Did you allow yourself to celebrate any milestones in the debt paying off process?
The first year and a half that I was on “the plan,” there was no play or celebrations: no eating out, no vacations, no movies, concerts, or other entertainment. It was all business.
It took me a little while but I eventually realized you can’t live like that forever, so we have scaled back our intensity and live life while still being responsible.
Over the past 6 years we’ve: paid cash for two cars (an old beater and two weeks ago we bought a 2011 Camry), we paid cash for our wedding, wedding rings, honeymoon, and we’ve gone on two vacations in addition to that as well.
What advice would you give to others that are in a similar situation but feel hopeless that they’ll never be able to actually pay all their debt off?
The remedy for hopelessness is progress and seeing that there is a light at the end of the tunnel.
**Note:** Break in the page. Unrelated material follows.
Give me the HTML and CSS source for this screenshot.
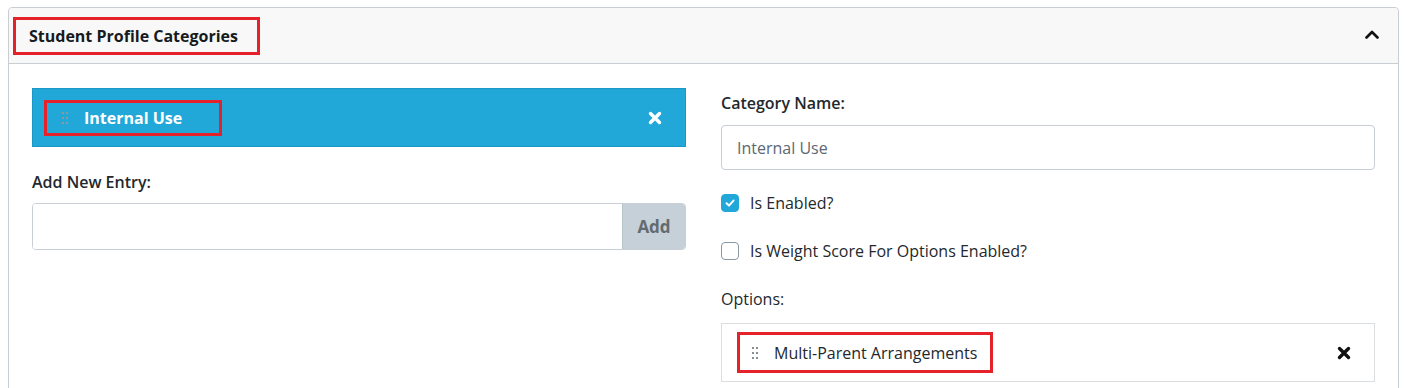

I’ve done some of the dumbest things a person can do, and I knew nothing about managing money, creating a budget, or living on less than you make.
If I can do it, then anybody can. (That isn’t intended to sound arrogant or any other way somebody wants to misconstrue that).
It starts with getting on a budget and creating a plan.
I firmly believe that a budget is the foundation to establishing a solid financial plan.
Once you know what your disposable income is, then it’s all about figuring out what you’re willing to sacrifice to increase that number (if it needs to be). I help all of my clients realize that sacrifice is a real thing and there are only 3 things any person can do to get out of debt faster:
- Some may have to increase their income by taking part-time jobs or figuring out a long-term career path.
- Others may simply need to cut things out of their budget.
- Some may have to sell some of their cars and start driving some beaters around to get those payments out of their life.
The question is are you willing to make the sacrifices that your goals demand?